Vous intéressez-vous à d’autres formes d’art, genres et mouvements particuliers, dont vous pourriez tirer votre inspiration ?
J’adore la lecture. Ces derniers temps, je me suis mis à lire des classiques que je n’avais jamais eu l’occasion de lire, comme Guerre et Paix, puis je me suis tourné vers Charles Dickens, avec Les Grandes Espérances et David Copperfield, ou encore, plus récemment, Middlemarch de George Eliot. Vraiment, la lecture est très importante pour moi. Sinon, j’aime aller voir de l’art. Puisque nous sommes à Paris, je pense tout de suite à Rodin, je l’aime vraiment beaucoup. Je crois que Vincent van Gogh est mon peintre préféré, il y a une telle effervescence émotionnelle que je pourrais regarder ses toiles pendant des heures. Sa peinture me parle vraiment.

Que cherchez-vous dans la musique et dans le jazz, que vous écoutiez ou que vous jouiez ?

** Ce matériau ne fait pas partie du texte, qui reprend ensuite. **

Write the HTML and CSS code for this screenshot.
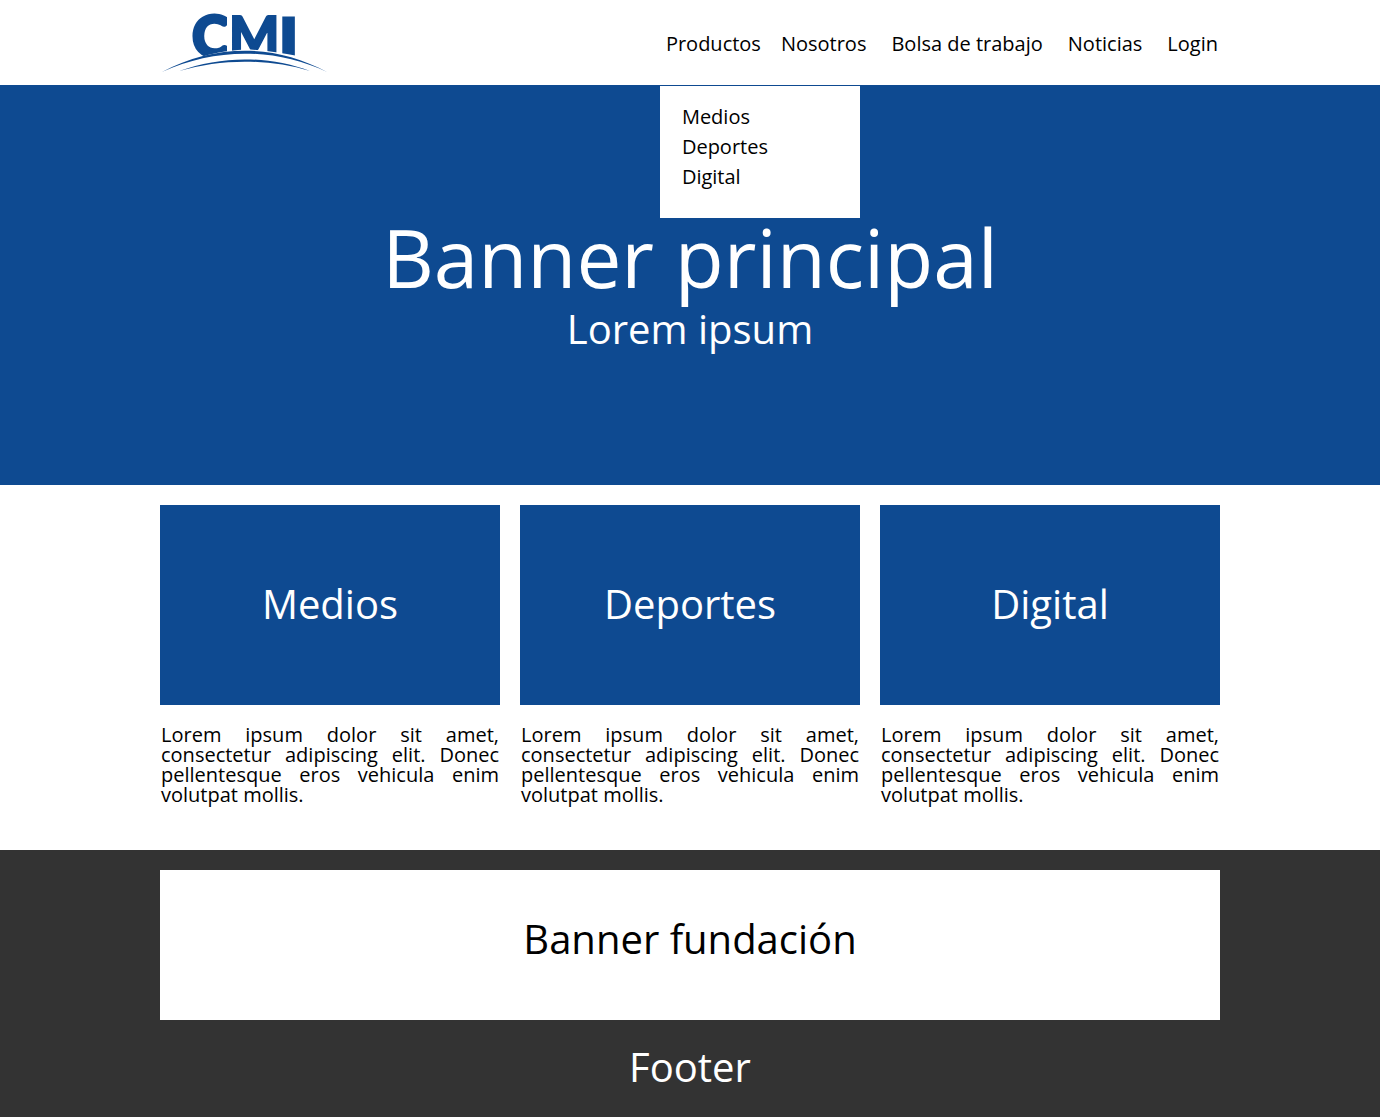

Je crois que ce que je recherche le plus, c’est quelque chose qui me « titille ». C’est le premier mot qui m’est venu en tête, et ce n’est probablement pas le bon ! Je veux dire, quelque chose qui stimule ma créativité et mon émerveillement. Il n’est pas toujours facile de savoir ce que cela va être, parfois je vis des périodes pendant lesquelles je suis complètement fasciné par quelque chose, et j’en tire mon inspiration. En fin de compte, je recherche ces moments partout où je pourrais les trouver… Au quotidien, j’imagine que ce que je recherche vraiment, c’est l’authenticité. Comment le dire autrement ? Je cherche de l’art qui soit sérieux. Cette affirmation peut paraître trop radicale, à vrai dire : je suis ouvert à tout ce qui peut stimuler mon inconscient créatif.
Quel est votre processus créatif ?
Quand je compose, je suis à la recherche de ces choses qui m’aident à me sentir inspiré, et ensuite je tente de canaliser cette sensation. Même si je ne me sens pas connecté à quelque chose qui m’inspire en particulier, j’essaie de me laisser aller à mon état émotionnel du moment pour tenter de l’exprimer d’une manière qui soit authentique.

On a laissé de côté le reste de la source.